● MATERIAL PROVIDED:
◆ ◆ ◆ ◆
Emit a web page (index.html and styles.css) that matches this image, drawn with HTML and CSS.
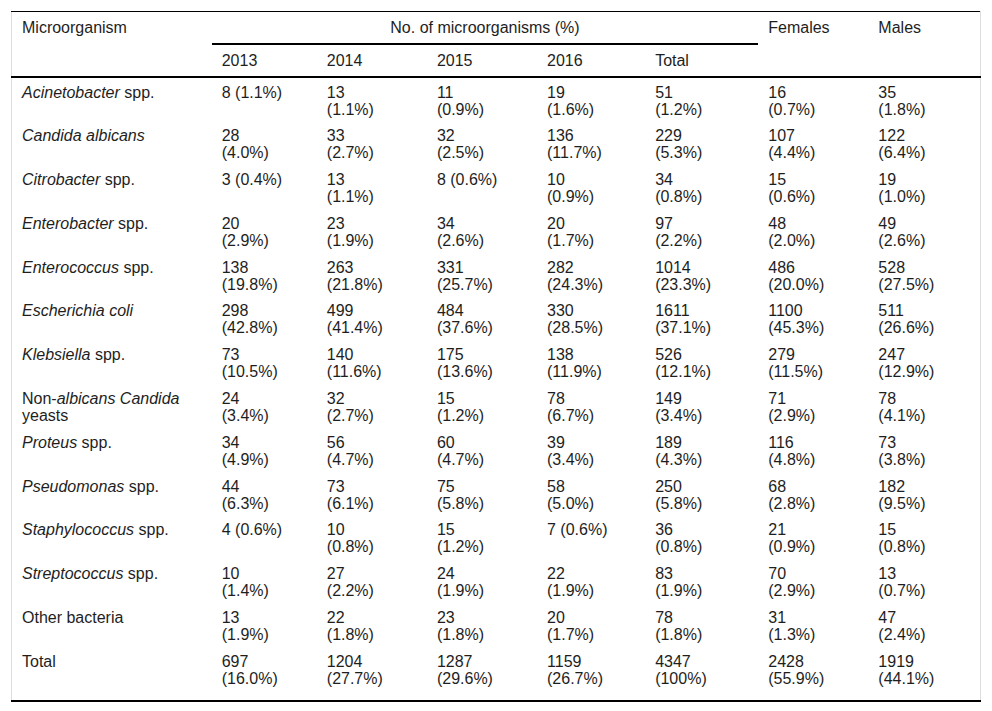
FILE: index.html
```html
<!DOCTYPE html>
<html lang="en">
<head>
<meta charset="utf-8">
<title>Microorganisms</title>
<link rel="stylesheet" href="styles.css">
</head>
<body>
<div class="page">
<table class="data">
  <colgroup>
    <col class="c-name">
    <col class="c-2013">
    <col class="c-2014">
    <col class="c-2015">
    <col class="c-2016">
    <col class="c-total">
    <col class="c-fem">
    <col class="c-male">
  </colgroup>
  <thead>
    <tr>
      <th rowspan="2" class="hd-span">Microorganism</th>
      <th colspan="5" class="hd-group">No. of microorganisms (%)</th>
      <th rowspan="2" class="hd-span">Females</th>
      <th rowspan="2" class="hd-span">Males</th>
    </tr>
    <tr class="hd-sub">
      <th>2013</th>
      <th>2014</th>
      <th>2015</th>
      <th>2016</th>
      <th>Total</th>
    </tr>
  </thead>
  <tbody>
    <tr><td><i>Acinetobacter</i> spp.</td><td><span class="v">8 (1.1%)</span></td><td><span class="v">13 (1.1%)</span></td><td><span class="v">11 (0.9%)</span></td><td><span class="v">19 (1.6%)</span></td><td><span class="v">51 (1.2%)</span></td><td><span class="v">16 (0.7%)</span></td><td><span class="v">35 (1.8%)</span></td></tr>
    <tr><td><i>Candida albicans</i></td><td><span class="v">28 (4.0%)</span></td><td><span class="v">33 (2.7%)</span></td><td><span class="v">32 (2.5%)</span></td><td><span class="v">136 (11.7%)</span></td><td><span class="v">229 (5.3%)</span></td><td><span class="v">107 (4.4%)</span></td><td><span class="v">122 (6.4%)</span></td></tr>
    <tr><td><i>Citrobacter</i> spp.</td><td><span class="v">3 (0.4%)</span></td><td><span class="v">13 (1.1%)</span></td><td><span class="v">8 (0.6%)</span></td><td><span class="v">10 (0.9%)</span></td><td><span class="v">34 (0.8%)</span></td><td><span class="v">15 (0.6%)</span></td><td><span class="v">19 (1.0%)</span></td></tr>
    <tr><td><i>Enterobacter</i> spp.</td><td><span class="v">20 (2.9%)</span></td><td><span class="v">23 (1.9%)</span></td><td><span class="v">34 (2.6%)</span></td><td><span class="v">20 (1.7%)</span></td><td><span class="v">97 (2.2%)</span></td><td><span class="v">48 (2.0%)</span></td><td><span class="v">49 (2.6%)</span></td></tr>
    <tr><td><i>Enterococcus</i> spp.</td><td><span class="v">138 (19.8%)</span></td><td><span class="v">263 (21.8%)</span></td><td><span class="v">331 (25.7%)</span></td><td><span class="v">282 (24.3%)</span></td><td><span class="v">1014 (23.3%)</span></td><td><span class="v">486 (20.0%)</span></td><td><span class="v">528 (27.5%)</span></td></tr>
    <tr><td><i>Escherichia coli</i></td><td><span class="v">298 (42.8%)</span></td><td><span class="v">499 (41.4%)</span></td><td><span class="v">484 (37.6%)</span></td><td><span class="v">330 (28.5%)</span></td><td><span class="v">1611 (37.1%)</span></td><td><span class="v">1100 (45.3%)</span></td><td><span class="v">511 (26.6%)</span></td></tr>
    <tr><td><i>Klebsiella</i> spp.</td><td><span class="v">73 (10.5%)</span></td><td><span class="v">140 (11.6%)</span></td><td><span class="v">175 (13.6%)</span></td><td><span class="v">138 (11.9%)</span></td><td><span class="v">526 (12.1%)</span></td><td><span class="v">279 (11.5%)</span></td><td><span class="v">247 (12.9%)</span></td></tr>
    <tr><td>Non-<i>albicans Candida</i> yeasts</td><td><span class="v">24 (3.4%)</span></td><td><span class="v">32 (2.7%)</span></td><td><span class="v">15 (1.2%)</span></td><td><span class="v">78 (6.7%)</span></td><td><span class="v">149 (3.4%)</span></td><td><span class="v">71 (2.9%)</span></td><td><span class="v">78 (4.1%)</span></td></tr>
    <tr><td><i>Proteus</i> spp.</td><td><span class="v">34 (4.9%)</span></td><td><span class="v">56 (4.7%)</span></td><td><span class="v">60 (4.7%)</span></td><td><span class="v">39 (3.4%)</span></td><td><span class="v">189 (4.3%)</span></td><td><span class="v">116 (4.8%)</span></td><td><span class="v">73 (3.8%)</span></td></tr>
    <tr><td><i>Pseudomonas</i> spp.</td><td><span class="v">44 (6.3%)</span></td><td><span class="v">73 (6.1%)</span></td><td><span class="v">75 (5.8%)</span></td><td><span class="v">58 (5.0%)</span></td><td><span class="v">250 (5.8%)</span></td><td><span class="v">68 (2.8%)</span></td><td><span class="v">182 (9.5%)</span></td></tr>
    <tr><td><i>Staphylococcus</i> spp.</td><td><span class="v">4 (0.6%)</span></td><td><span class="v">10 (0.8%)</span></td><td><span class="v">15 (1.2%)</span></td><td><span class="v">7 (0.6%)</span></td><td><span class="v">36 (0.8%)</span></td><td><span class="v">21 (0.9%)</span></td><td><span class="v">15 (0.8%)</span></td></tr>
    <tr><td><i>Streptococcus</i> spp.</td><td><span class="v">10 (1.4%)</span></td><td><span class="v">27 (2.2%)</span></td><td><span class="v">24 (1.9%)</span></td><td><span class="v">22 (1.9%)</span></td><td><span class="v">83 (1.9%)</span></td><td><span class="v">70 (2.9%)</span></td><td><span class="v">13 (0.7%)</span></td></tr>
    <tr><td>Other bacteria</td><td><span class="v">13 (1.9%)</span></td><td><span class="v">22 (1.8%)</span></td><td><span class="v">23 (1.8%)</span></td><td><span class="v">20 (1.7%)</span></td><td><span class="v">78 (1.8%)</span></td><td><span class="v">31 (1.3%)</span></td><td><span class="v">47 (2.4%)</span></td></tr>
    <tr><td>Total</td><td><span class="v">697 (16.0%)</span></td><td><span class="v">1204 (27.7%)</span></td><td><span class="v">1287 (29.6%)</span></td><td><span class="v">1159 (26.7%)</span></td><td><span class="v">4347 (100%)</span></td><td><span class="v">2428 (55.9%)</span></td><td><span class="v">1919 (44.1%)</span></td></tr>
  </tbody>
</table>
</div>
</body>
</html>
```

FILE: styles.css
```css
html, body {
  margin: 0;
  padding: 0;
  background: #ffffff;
}

.page {
  padding: 11px;
}

.data {
  width: 970px;
  table-layout: fixed;
  border-collapse: collapse;
  font-family: "Liberation Sans", Arial, sans-serif;
  font-size: 16px;
  line-height: 17px;
  color: #1e1e1e;
  border-top: 1px solid #000000;
  border-bottom: 2px solid #000000;
  border-left: 1px solid #dddddd;
  border-right: 1px solid #dddddd;
}

.c-name { width: 200px; }
.c-2013 { width: 105px; }
.c-2014 { width: 110px; }
.c-2015 { width: 110px; }
.c-2016 { width: 108px; }
.c-total { width: 113px; }
.c-fem { width: 110px; }
.c-male { width: 112px; }

.data th,
.data td {
  text-align: left;
  vertical-align: top;
  font-weight: normal;
  padding: 5.5px 10px 4.3px 10px;
}

.data tbody tr:last-child td {
  padding-bottom: 13px;
}

.data th {
  padding: 7px 10px 7px 10px;
}

.data .hd-group {
  text-align: center;
  border-bottom: 2px solid #000000;
}

.data .hd-span,
.data .hd-sub th {
  border-bottom: 2px solid #000000;
}

.v {
  display: block;
  max-width: 66px;
}
```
◆ ◆ ◆ ◆
● TO BE DONE: Return all of the data exactly as written, and drop the pictures.

● TASK OUTPUT:
Emit a web page (index.html and styles.css) that matches this image, drawn with HTML and CSS.
FILE: index.html
```html
<!DOCTYPE html>
<html lang="en">
<head>
<meta charset="utf-8">
<title>Microorganisms</title>
<link rel="stylesheet" href="styles.css">
</head>
<body>
<div class="page">
<table class="data">
  <colgroup>
    <col class="c-name">
    <col class="c-2013">
    <col class="c-2014">
    <col class="c-2015">
    <col class="c-2016">
    <col class="c-total">
    <col class="c-fem">
    <col class="c-male">
  </colgroup>
  <thead>
    <tr>
      <th rowspan="2" class="hd-span">Microorganism</th>
      <th colspan="5" class="hd-group">No. of microorganisms (%)</th>
      <th rowspan="2" class="hd-span">Females</th>
      <th rowspan="2" class="hd-span">Males</th>
    </tr>
    <tr class="hd-sub">
      <th>2013</th>
      <th>2014</th>
      <th>2015</th>
      <th>2016</th>
      <th>Total</th>
    </tr>
  </thead>
  <tbody>
    <tr><td><i>Acinetobacter</i> spp.</td><td><span class="v">8 (1.1%)</span></td><td><span class="v">13 (1.1%)</span></td><td><span class="v">11 (0.9%)</span></td><td><span class="v">19 (1.6%)</span></td><td><span class="v">51 (1.2%)</span></td><td><span class="v">16 (0.7%)</span></td><td><span class="v">35 (1.8%)</span></td></tr>
    <tr><td><i>Candida albicans</i></td><td><span class="v">28 (4.0%)</span></td><td><span class="v">33 (2.7%)</span></td><td><span class="v">32 (2.5%)</span></td><td><span class="v">136 (11.7%)</span></td><td><span class="v">229 (5.3%)</span></td><td><span class="v">107 (4.4%)</span></td><td><span class="v">122 (6.4%)</span></td></tr>
    <tr><td><i>Citrobacter</i> spp.</td><td><span class="v">3 (0.4%)</span></td><td><span class="v">13 (1.1%)</span></td><td><span class="v">8 (0.6%)</span></td><td><span class="v">10 (0.9%)</span></td><td><span class="v">34 (0.8%)</span></td><td><span class="v">15 (0.6%)</span></td><td><span class="v">19 (1.0%)</span></td></tr>
    <tr><td><i>Enterobacter</i> spp.</td><td><span class="v">20 (2.9%)</span></td><td><span class="v">23 (1.9%)</span></td><td><span class="v">34 (2.6%)</span></td><td><span class="v">20 (1.7%)</span></td><td><span class="v">97 (2.2%)</span></td><td><span class="v">48 (2.0%)</span></td><td><span class="v">49 (2.6%)</span></td></tr>
    <tr><td><i>Enterococcus</i> spp.</td><td><span class="v">138 (19.8%)</span></td><td><span class="v">263 (21.8%)</span></td><td><span class="v">331 (25.7%)</span></td><td><span class="v">282 (24.3%)</span></td><td><span class="v">1014 (23.3%)</span></td><td><span class="v">486 (20.0%)</span></td><td><span class="v">528 (27.5%)</span></td></tr>
    <tr><td><i>Escherichia coli</i></td><td><span class="v">298 (42.8%)</span></td><td><span class="v">499 (41.4%)</span></td><td><span class="v">484 (37.6%)</span></td><td><span class="v">330 (28.5%)</span></td><td><span class="v">1611 (37.1%)</span></td><td><span class="v">1100 (45.3%)</span></td><td><span class="v">511 (26.6%)</span></td></tr>
    <tr><td><i>Klebsiella</i> spp.</td><td><span class="v">73 (10.5%)</span></td><td><span class="v">140 (11.6%)</span></td><td><span class="v">175 (13.6%)</span></td><td><span class="v">138 (11.9%)</span></td><td><span class="v">526 (12.1%)</span></td><td><span class="v">279 (11.5%)</span></td><td><span class="v">247 (12.9%)</span></td></tr>
    <tr><td>Non-<i>albicans Candida</i> yeasts</td><td><span class="v">24 (3.4%)</span></td><td><span class="v">32 (2.7%)</span></td><td><span class="v">15 (1.2%)</span></td><td><span class="v">78 (6.7%)</span></td><td><span class="v">149 (3.4%)</span></td><td><span class="v">71 (2.9%)</span></td><td><span class="v">78 (4.1%)</span></td></tr>
    <tr><td><i>Proteus</i> spp.</td><td><span class="v">34 (4.9%)</span></td><td><span class="v">56 (4.7%)</span></td><td><span class="v">60 (4.7%)</span></td><td><span class="v">39 (3.4%)</span></td><td><span class="v">189 (4.3%)</span></td><td><span class="v">116 (4.8%)</span></td><td><span class="v">73 (3.8%)</span></td></tr>
    <tr><td><i>Pseudomonas</i> spp.</td><td><span class="v">44 (6.3%)</span></td><td><span class="v">73 (6.1%)</span></td><td><span class="v">75 (5.8%)</span></td><td><span class="v">58 (5.0%)</span></td><td><span class="v">250 (5.8%)</span></td><td><span class="v">68 (2.8%)</span></td><td><span class="v">182 (9.5%)</span></td></tr>
    <tr><td><i>Staphylococcus</i> spp.</td><td><span class="v">4 (0.6%)</span></td><td><span class="v">10 (0.8%)</span></td><td><span class="v">15 (1.2%)</span></td><td><span class="v">7 (0.6%)</span></td><td><span class="v">36 (0.8%)</span></td><td><span class="v">21 (0.9%)</span></td><td><span class="v">15 (0.8%)</span></td></tr>
    <tr><td><i>Streptococcus</i> spp.</td><td><span class="v">10 (1.4%)</span></td><td><span class="v">27 (2.2%)</span></td><td><span class="v">24 (1.9%)</span></td><td><span class="v">22 (1.9%)</span></td><td><span class="v">83 (1.9%)</span></td><td><span class="v">70 (2.9%)</span></td><td><span class="v">13 (0.7%)</span></td></tr>
    <tr><td>Other bacteria</td><td><span class="v">13 (1.9%)</span></td><td><span class="v">22 (1.8%)</span></td><td><span class="v">23 (1.8%)</span></td><td><span class="v">20 (1.7%)</span></td><td><span class="v">78 (1.8%)</span></td><td><span class="v">31 (1.3%)</span></td><td><span class="v">47 (2.4%)</span></td></tr>
    <tr><td>Total</td><td><span class="v">697 (16.0%)</span></td><td><span class="v">1204 (27.7%)</span></td><td><span class="v">1287 (29.6%)</span></td><td><span class="v">1159 (26.7%)</span></td><td><span class="v">4347 (100%)</span></td><td><span class="v">2428 (55.9%)</span></td><td><span class="v">1919 (44.1%)</span></td></tr>
  </tbody>
</table>
</div>
</body>
</html>
```

FILE: styles.css
```css
html, body {
  margin: 0;
  padding: 0;
  background: #ffffff;
}

.page {
  padding: 11px;
}

.data {
  width: 970px;
  table-layout: fixed;
  border-collapse: collapse;
  font-family: "Liberation Sans", Arial, sans-serif;
  font-size: 16px;
  line-height: 17px;
  color: #1e1e1e;
  border-top: 1px solid #000000;
  border-bottom: 2px solid #000000;
  border-left: 1px solid #dddddd;
  border-right: 1px solid #dddddd;
}

.c-name { width: 200px; }
.c-2013 { width: 105px; }
.c-2014 { width: 110px; }
.c-2015 { width: 110px; }
.c-2016 { width: 108px; }
.c-total { width: 113px; }
.c-fem { width: 110px; }
.c-male { width: 112px; }

.data th,
.data td {
  text-align: left;
  vertical-align: top;
  font-weight: normal;
  padding: 5.5px 10px 4.3px 10px;
}

.data tbody tr:last-child td {
  padding-bottom: 13px;
}

.data th {
  padding: 7px 10px 7px 10px;
}

.data .hd-group {
  text-align: center;
  border-bottom: 2px solid #000000;
}

.data .hd-span,
.data .hd-sub th {
  border-bottom: 2px solid #000000;
}

.v {
  display: block;
  max-width: 66px;
}
```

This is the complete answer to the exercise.